Letter to My Friend, Hankukyi
By Choi Hyun-mo
Director of Policy Making, Korea Migrant Workers Human Rights Centre
Source :  Asian Workers News No. 136
Rain has come and gone all day long, and now it is pouring. It wasn't as heavy before, but now that its this heavy, it makes me worry. You have been here, so you know how it is; we have difficulty when the weather is bad, especially during sit-in strikes outside.
How are things where you are? I was busy today. I was invited to a meeting held by the migrant worker community in Incheon. I explained the present situation regarding their rights and when I left, it was dark outside.
By the way, sorry for the lateness in showing my appreciation for your coming to Myeongdong Cathedral to cheer up the migrant workers. I have been really busy and haven't had a moment to sit down and write a thank-you note. I hope you understand the situation and can forgive me.
The time has gone so fast since then. Migrant workers from all over the country and representatives of related migrant worker organisations began a strike three weeks ago, on July 22.
It was into its tenth day when you visited us. I assume I looked awful. I never knew how hard it was to be sitting down outside for so long. It has been particularly hard to cope with on rainy days because the Cathedral authority hasn't approved us to put up tents during the terrible weather. Most of us had dermatitis all over our bodies from constantly being wet with sweat from the heat or from the rain. Mosquitoes bit our fatigued bodies at night. The sun rose just as we finally got to sleep, and then the church bell would ring every morning at 6 o'clock. We were almost too exhausted to sleep or eat, but we persisted with our cause.
I remember you asking me why I do such a difficult job. I just smiled at you then, but now I am willing to give you an answer. The government announced a so-called 'Improvement Plan for Foreign Manpower' on July 17. It uncovered the government's immorality and ignoble attitude. Ten years of low salaries and long working hours wasn't only extreme exploitation, but also an abandonment of human rights.
However, instead of reconsidering the system, the government has extended the industrial trainee system and introduced voluntarily reporting within a certain period. In other words, it would exercise extensive control over those migrant workers that didn't report and leave Korea before March next year. Since the announcement, the media and migrant worker human rights experts have criticised the plan, but there hasn't been any reaction from the government. As you already well know, that's a typical government attitude.
We all realised we were the only ones to face Koreas huge human rights abuses and that our desperate voice was just vanishing in the air. A series of government announcements, such as, "Extensive control and expulsion to home countries from August 1", "Will relocate industrial trainees to the labour vacancy", provoked the situation even more. And of course we were desperate enough to do anything we could to stop this from happening.
Because it was an emergency situation, we choose to have an extreme reaction, but we werent prepared.
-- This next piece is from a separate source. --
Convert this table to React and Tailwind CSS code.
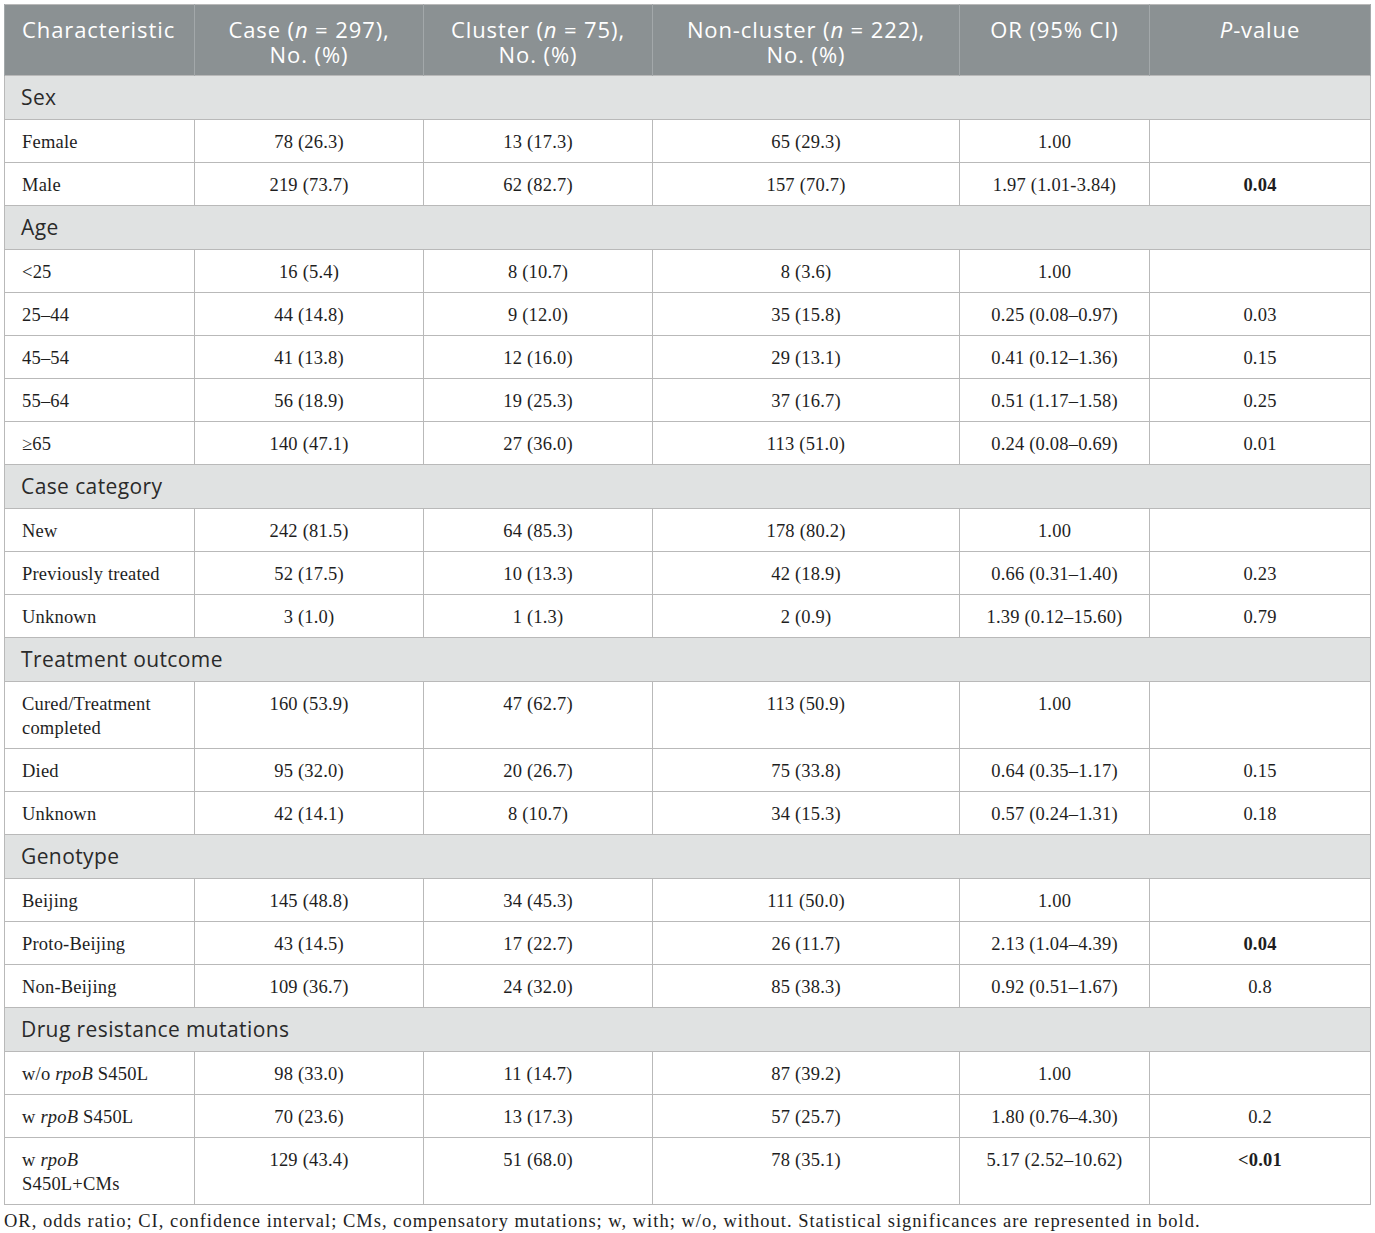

Some migrant workers were full of enthusiasm for the government's new policy, launched on March 25, which they believed guaranteed another years legal stay. Even migrant worker related organisations hopefully believed the government's saying they need to register foreign workers to figure out their actual situation and to provide rational foreign manpower system.
We staged the sit in strike at Myeongdong Cathedral, where we were gathered day and night. We had a rally in downtown Seoul to let others know what was going on. We also visited the Prime Minister's office and gathered at the Korea Federation of Small and Medium Business (KFSB). People were not very interested when we first started our protests, but we could sense the issues were starting prick people's consciences. Day by day, the core of migrant workers and Chinese-Koreans who had protested from day one, witnessed more and more migrant worker's voluntarily join the rally and confirm that we are a united community
Two thousand people gathered to raise voices on the weekend. We shouted, "Abolish the slave-like trainee system", "We are human beings. We want a human life," for hours in the severe heat. People saw how serious we were and sensed the warm humanity in us. Although the migrant workers involved are now resting their fatigued bodies, they are our brothers and sisters, whom form a foundation stone in supporting our society and economy.
I now know how truly beautiful humans can be after seeing migrant workers and officials from migrant worker related organisations protect their rights. They rallied and spoke in Korean to convey their willingness to be part of Korea.
I know it is a tough and difficult fight, but we all believe victory is ours. Every migrant worker confirms that they are the main body of this movement now. They participate with more enthusiasm and sacrifice than ever, and their willingness to join in, no matter how difficult it may be, grows. Their passion makes me cry.
Do you understand the emotion I get from this humanity? Sorry for not keeping my thoughts to myself, but I cant hide them.
Anyway, the resolve of migrant workers is growing every day. I also saw their bravery at the meeting held today in Incheon. I have realised that its not only dream which you and I have imagined of people can live together as equal human beings.
"Sure, dreams come true!"
The rains now become stronger than it was just a minute ago. Strong winds accompany it, as if its telling us about the coming of a hard test, but I know the sun will shine again when it stops. The rainy season is with us every year, but I suppose Ill remember this one as being extraordinary.